Take a broad approach to buying an investment property. Most first time property investors buy a property in their local neighbourhood because they are familiar with the area. By taking a narrow approach to the location of the investment property, first time investors therefore severely limit their options. For example, many first-time property investors who live in the outer suburbs of Perth tend to overlook excellent buying opportunities in the inner-city area where property prices are now highly affordable.

4. Stay focused

When you have selected a suburb, don’t make an emotional decision when choosing a specific home. Most first time investors purchase a property they would like to live in. It is important to remember that the investment property must appeal to a tenant who will be paying the rent. That is why it is important to determine if the style of home you plan to buy will appeal to renters.

Most renters tend to be younger people who prefer to live in areas close to the city in low maintenance properties such as apartments and town houses. Rental income is a key factor in serving the loan so if you cannot find a tenant then you will have problems keeping the investment property over the longer term.

5. Use a property manager

One of the biggest mistakes first time property investors make is to try and manage the property themselves.

This is the number one reason why many first time investors never go on to buy a second investment property because they select a poor-quality tenant without undertaking the necessary background checks.
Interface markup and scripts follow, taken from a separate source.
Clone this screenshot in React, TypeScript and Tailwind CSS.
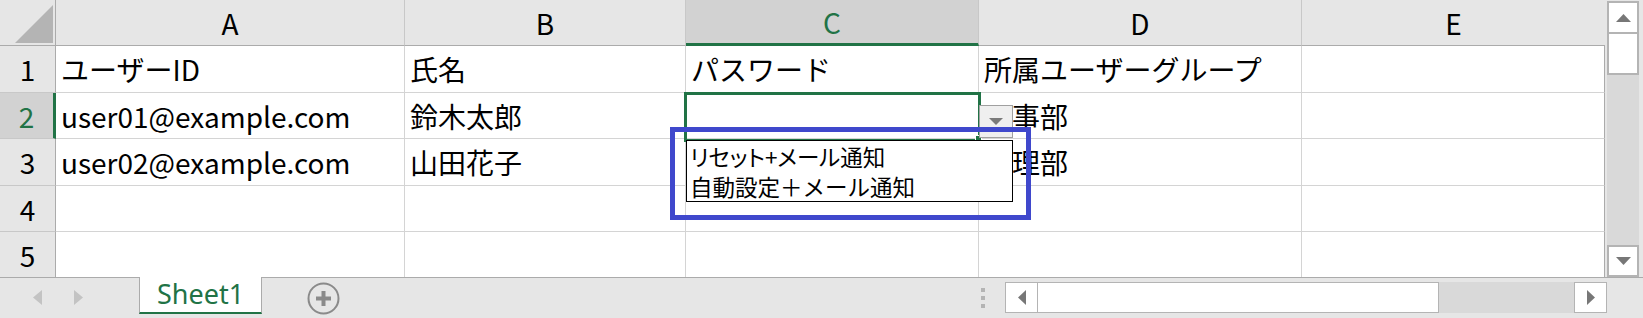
const cols = [
  { key: 'A', w: 349 },
  { key: 'B', w: 281 },
  { key: 'C', w: 293 },
  { key: 'D', w: 323 },
  { key: 'E', w: 303 },
];

const rows = [
  ['ユーザーID', '氏名', 'パスワード', '所属ユーザーグループ', ''],
  ['user01@example.com', '鈴木太郎', '', '人事部', ''],
  ['user02@example.com', '山田花子', '', '経理部', ''],
  ['', '', '', '', ''],
  ['', '', '', '', ''],
];

const Corner = () => (
  <div className="border-r border-b border-[#ababab] bg-[#e6e6e6]">
    <svg width="55" height="45" viewBox="0 0 55 45">
      <polygon points="15,43 53,43 53,5" fill="#b4b4b4" />
    </svg>
  </div>
);

const ColHeader = ({ label, active, last }) => (
  <div
    className={
      'flex items-center justify-center border-b text-[28px] ' +
      (last ? '' : 'border-r border-r-[#c8c8c8] ') +
      (active
        ? 'bg-[#d2d2d2] text-[#217346] border-b-[3px] border-b-[#217346]'
        : 'bg-[#e6e6e6] text-black border-b-[#ababab]')
    }
  >
    {label}
  </div>
);

const RowHeader = ({ n, active, last }) => (
  <div
    className={
      'flex items-center justify-center text-[28px] ' +
      (last ? '' : 'border-b border-b-[#c8c8c8] ') +
      (active
        ? 'bg-[#d2d2d2] text-[#217346] border-r-[3px] border-r-[#217346]'
        : 'bg-[#e6e6e6] text-black border-r border-r-[#ababab]')
    }
  >
    {n}
  </div>
);

const Cell = ({ text, lastCol, lastRow }) => (
  <div
    className={
      'flex items-center overflow-hidden whitespace-nowrap bg-white pl-[5px] text-[28px] text-black ' +
      (lastRow ? '' : 'border-b border-b-[#d4d4d4] ') +
      (lastCol ? 'border-r border-r-[#ababab]' : 'border-r border-r-[#d4d4d4]')
    }
  >
    {text}
  </div>
);

const VScrollBar = () => (
  <div className="flex w-[38px] flex-col bg-[#e6e6e6] pl-[2px] pr-[4px]">
    <div className="mt-[1px] flex h-[33px] items-center justify-center border-2 border-[#b4b4b4] bg-white">
      <svg width="15" height="8" viewBox="0 0 15 8">
        <polygon points="0,8 15,8 7.5,0" fill="#777" />
      </svg>
    </div>
    <div className="h-[41px] border-2 border-t-0 border-[#b4b4b4] bg-white" />
    <div className="flex-1 bg-[#d9d9d9]" />
    <div className="flex h-[32px] items-center justify-center border-2 border-[#b4b4b4] bg-white">
      <svg width="15" height="8" viewBox="0 0 15 8">
        <polygon points="0,0 15,0 7.5,8" fill="#777" />
      </svg>
    </div>
  </div>
);

const BottomBar = () => (
  <div className="flex h-[41px] items-start border-t border-[#ababab] bg-[#e6e6e6]">
    <div className="flex w-[139px] items-center pt-[12px]">
      <svg className="ml-[33px]" width="9" height="15" viewBox="0 0 9 15">
        <polygon points="9,0 9,15 0,7.5" fill="#c3c3c3" />
      </svg>
      <svg className="ml-[32px]" width="9" height="15" viewBox="0 0 9 15">
        <polygon points="0,0 0,15 9,7.5" fill="#c3c3c3" />
      </svg>
    </div>
    <div className="-mt-[1px] flex h-[37px] w-[123px] items-center justify-center border-x border-b-2 border-x-[#ababab] border-b-[#217346] bg-white pb-[2px] font-['Noto_Sans',sans-serif] text-[27px] text-[#217346]">
      Sheet1
    </div>
    <svg className="ml-[45px] mt-[4px]" width="33" height="33" viewBox="0 0 33 33">
      <circle cx="16.5" cy="16.5" r="15" fill="none" stroke="#8a8a8a" strokeWidth="2" />
      <rect x="9" y="14.5" width="15" height="4" fill="#8a8a8a" />
      <rect x="14.5" y="9" width="4" height="15" fill="#8a8a8a" />
    </svg>
    <div className="ml-[641px] mt-[10px] flex flex-col gap-[4px]">
      <div className="h-[4px] w-[4px] bg-[#b4b4b4]" />
      <div className="h-[4px] w-[4px] bg-[#b4b4b4]" />
      <div className="h-[4px] w-[4px] bg-[#b4b4b4]" />
    </div>
    <div className="ml-[20px] mt-[4px] flex h-[31px] w-[602px]">
      <div className="flex w-[33px] items-center justify-center border border-[#b4b4b4] bg-white">
        <svg width="8" height="15" viewBox="0 0 8 15">
          <polygon points="8,0 8,15 0,7.5" fill="#777" />
        </svg>
      </div>
      <div className="w-[401px] border border-l-0 border-[#b4b4b4] bg-white" />
      <div className="flex-1 bg-[#d9d9d9]" />
      <div className="flex w-[33px] items-center justify-center border border-[#b4b4b4] bg-white">
        <svg width="8" height="15" viewBox="0 0 8 15">
          <polygon points="0,0 0,15 8,7.5" fill="#777" />
        </svg>
      </div>
    </div>
  </div>
);

export default function App() {
  return (
    <div className="relative h-[318px] w-[1643px] overflow-hidden bg-[#e6e6e6] font-['Noto_Sans_CJK_JP','Noto_Sans',sans-serif] leading-none">
      <div className="flex h-[277px]">
        <div className="grid w-[1605px] grid-cols-[56px_349px_281px_293px_323px_303px] grid-rows-[46px_47px_46px_47px_46px_45px]">
          <Corner />
          {cols.map((c, i) => (
            <ColHeader key={c.key} label={c.key} active={c.key === 'C'} last={i === cols.length - 1} />
          ))}
          {rows.map((r, ri) => (
            <>
              <RowHeader key={'h' + ri} n={ri + 1} active={ri === 1} last={ri === rows.length - 1} />
              {r.map((t, ci) => (
                <Cell
                  key={ri + '-' + ci}
                  text={t}
                  lastCol={ci === r.length - 1}
                  lastRow={ri === rows.length - 1}
                />
              ))}
            </>
          ))}
        </div>
        <VScrollBar />
      </div>
      <BottomBar />

      {/* active cell C2 */}
      <div className="absolute left-[684px] top-[92px] h-[50px] w-[297px] border-[3px] border-[#217346]" />
      <div className="absolute left-[975px] top-[135px] h-[7px] w-[7px] border border-white bg-[#217346]" />

      {/* validation dropdown */}
      <div className="absolute left-[979px] top-[105px] flex h-[33px] w-[34px] items-center justify-center border border-[#a0a0a0] bg-[#efefef]">
        <svg width="14" height="7" viewBox="0 0 14 7">
          <polygon points="0,0 14,0 7,7" fill="#7a7a7a" />
        </svg>
      </div>
      <div className="absolute left-[686px] top-[140px] h-[62px] w-[327px] border border-black bg-white pl-[3px] text-[22.5px] leading-[30px] text-black">
        <div className="[font-feature-settings:'palt']">リセット+メール通知</div>
        <div>自動設定＋メール通知</div>
      </div>

      {/* annotation box */}
      <div className="absolute left-[670px] top-[127px] h-[93px] w-[361px] border-[5px] border-[#3f48cc]" />
    </div>
  );
}
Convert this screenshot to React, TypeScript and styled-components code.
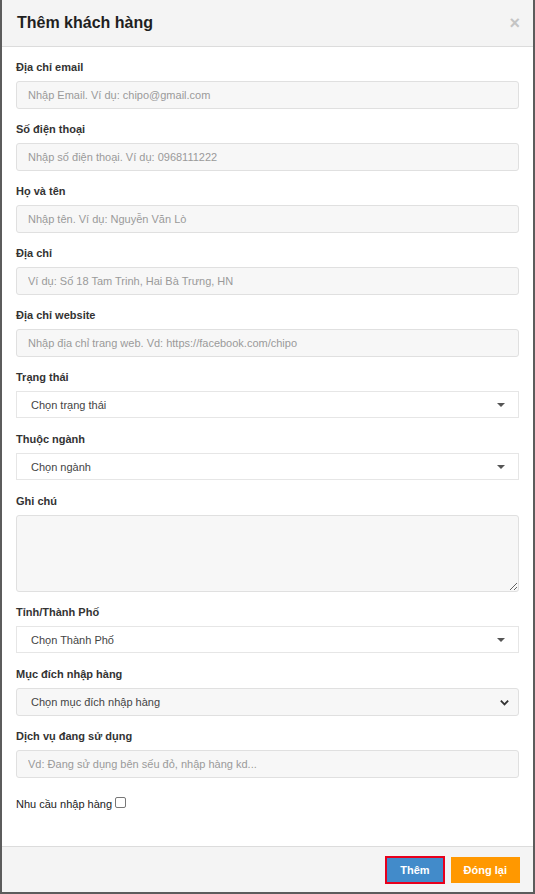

Selecting a poor-quality tenant can result in thousands of dollars of lost income and damage to the property. This is a big financial setback that many first time investors cannot recover from.

A property manager will be able to achieve in most cases a higher rental price as they are trained to negotiate and are familiar with the market. They also have access to systems that others outside the industry cannot access which enables them to reach a much larger audience for your advertised property ensuring that it is rented quickly.